Tombs of the Blind Dead led to three more outings for the Templars, none of them anywhere near as good as the first but all with something of interest going on. El ataque de los muertos sin ojos/Return of the Blind Dead/Return of the Evil Dead (1973) is pretty much more of the same, with the ancient Templars once again rising up to pursue, kill and feed on their predominantly young victims (a theme that runs throughout the series), this time featuring a different group of Templars in a Portuguese village; El buque maldito/The Ghost Galleon has the participants in a modelling shoot fall prey to seafaring Templars; and La noche de las gaviotas/Night of the Seagulls (1975) sees them riding out of the sea to lay waste to a small coastal town.

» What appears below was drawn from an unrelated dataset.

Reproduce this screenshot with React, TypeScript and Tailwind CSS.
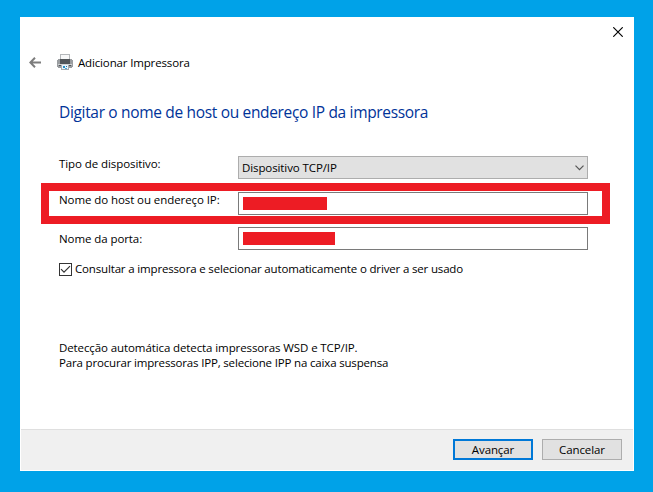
import React from "react";

function PrinterIcon() {
  return (
    <svg width="16" height="16" viewBox="0 0 16 16" shapeRendering="crispEdges">
      <rect x="3" y="0" width="10" height="6" fill="#b4b7ba" />
      <rect x="4" y="1" width="8" height="5" fill="#f7f8f9" />
      <path d="M1 5h2v1h10V5h2v1h1v7h-1v1H1v-1H0V6h1z" fill="#9a9da0" />
      <rect x="3" y="5" width="10" height="5" fill="#505458" />
      <rect x="1" y="10" width="14" height="1" fill="#d0d2d4" />
      <rect x="2" y="11" width="12" height="1" fill="#505458" />
      <rect x="4" y="11" width="8" height="5" fill="#a4a9ad" />
      <rect x="5" y="11" width="6" height="4" fill="#e8f3fa" />
      <rect x="6" y="12" width="2" height="2" fill="#258bc4" />
      <rect x="9" y="12" width="1" height="1" fill="#2b6f9c" />
      <rect x="8" y="14" width="2" height="1" fill="#47a6d8" />
    </svg>
  );
}

function Field({ label, labelClass, children }: { label: string; labelClass: string; children: React.ReactNode }) {
  return (
    <div className="flex h-[23px] w-[529px]">
      <span className={`w-[179px] shrink-0 leading-4 ${labelClass}`}>{label}</span>
      {children}
    </div>
  );
}

export default function App() {
  return (
    <div className="h-[492px] w-[653px] overflow-hidden bg-[#00a2e8] pl-5 pt-[17px] font-['Open_Sans','Noto_Sans',sans-serif] text-[11.5px] whitespace-nowrap text-black">
      <main className="relative flex h-[454px] w-[614px] flex-col border border-white bg-white">
        <div className="flex h-[28px] shrink-0 justify-end pr-[10px] pt-[9px]">
          <button aria-label="Fechar" className="h-[10px] w-[10px]">
            <svg width="10" height="10" viewBox="0 0 10 10" fill="none" stroke="#000" strokeWidth="1.15">
              <path d="M.3.3l9.4 9.4M9.7.3L.3 9.7" />
            </svg>
          </button>
        </div>
        <header className="flex h-[32px] shrink-0 items-start pl-2 pt-2">
          <svg className="mt-[3px]" width="12" height="11" viewBox="0 0 12 11" fill="none" stroke="#7d7d7d" strokeWidth="2">
            <path d="M12 5.5H1.5M6 .8L1.3 5.5 6 10.2" />
          </svg>
          <span className="ml-4"><PrinterIcon /></span>
          <span className="ml-[5px] mt-px leading-4 tracking-[-0.15px]">Adicionar Impressora</span>
        </header>
        <section className="flex grow flex-col pl-[38px]">
          <h1 className="mt-[22px] text-[15.5px] leading-6 tracking-[-0.33px] text-[#003399]">
            Digitar o nome de host ou endereço IP da impressora
          </h1>
          <div className="mt-[32px]">
            <Field label="Tipo de dispositivo:" labelClass="tracking-[-0.08px]">
              <div className="flex w-[350px] items-center justify-between border border-[#adadad] bg-[#e1e1e1] pl-[3px] pr-[3px]">
                <span className="tracking-[-0.1px]">Dispositivo TCP/IP</span>
                <svg width="9" height="6" viewBox="0 0 9 6" fill="none" stroke="#555" strokeWidth="1.2">
                  <path d="M.5.7l4 4 4-4" />
                </svg>
              </div>
            </Field>
            <div className="mt-[13px]">
              <Field label="Nome do host ou endereço IP:" labelClass="tracking-[-0.08px]">
                <div className="w-[350px] border border-[#7a7a7a] bg-white pl-1 pt-1">
                  <div className="h-[13px] w-[84px] bg-[#ed1c24]" />
                </div>
              </Field>
            </div>
            <div className="mt-[12px]">
              <Field label="Nome da porta:" labelClass="pt-[4px] tracking-[-0.08px]">
                <div className="w-[350px] border border-[#7a7a7a] bg-white pl-1 pt-1">
                  <div className="h-[13px] w-[92px] bg-[#ed1c24]" />
                </div>
              </Field>
            </div>
            <label className="mt-[11px] flex h-4 items-center">
              <span className="flex h-[13px] w-[13px] items-center justify-center border border-[#333]">
                <svg width="11" height="11" viewBox="0 0 11 11" fill="none" stroke="#333" strokeWidth="1.2">
                  <path d="M1 5.2l3 3 6-6" />
                </svg>
              </span>
              <span className="ml-[3px] tracking-[-0.16px]">Consultar a impressora e selecionar automaticamente o driver a ser usado</span>
            </label>
            <div className="mt-[63px] leading-[15px]">
              <p className="tracking-[-0.1px]">Detecção automática detecta impressoras WSD e TCP/IP.</p>
              <p className="tracking-[-0.17px]">Para procurar impressoras IPP, selecione IPP na caixa suspensa</p>
            </div>
          </div>
        </section>
        <footer className="flex h-[41px] shrink-0 justify-end gap-[9px] border-t border-[#dfdfdf] bg-[#f0f0f0] pr-[11px] pt-[9px]">
          <button className="h-[21px] w-[80px] border-2 border-[#0078d7] bg-[#e1e1e1] leading-4 tracking-[-0.1px]">Avançar</button>
          <button className="h-[21px] w-[80px] border border-[#adadad] bg-[#e1e1e1] leading-4 tracking-[-0.1px]">Cancelar</button>
        </footer>
        <div className="pointer-events-none absolute left-[20px] top-[165px] h-[41px] w-[569px] border-8 border-[#ed1c24]" />
      </main>
    </div>
  );
}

As well as the familiar Tombs of the Blind Dead re-edit which, as noted, moves the flashback sequence and also tones down the sex and violence, a less frequently seen US variant exists that bizarrely tries to link the film to the popular Planet of the Apes films. This version, released under the clumsy title Revenge from Planet Ape, removed the flashback altogether and featured new bookend sequences and a narration that set the film in a post-apocalyptic future, the Templars being recast as undead intelligent apes: “Legend has it, almost 3,000 years ago, a simian civilization of super-intelligent apes struggled with man to gain control of this planet. In the end, man conquered ape after a brutal battle, which saw him destroy the ape, his culture and society. After this battle, man tortured and killed all the ape prisoners by piercing their eyes with a red-hot poker. One of the prisoners, who was also the leader of the apes, vowed they would return from the dead to avenge man’s brutality – at a point in time before man destroyed Earth himself. That time is now.”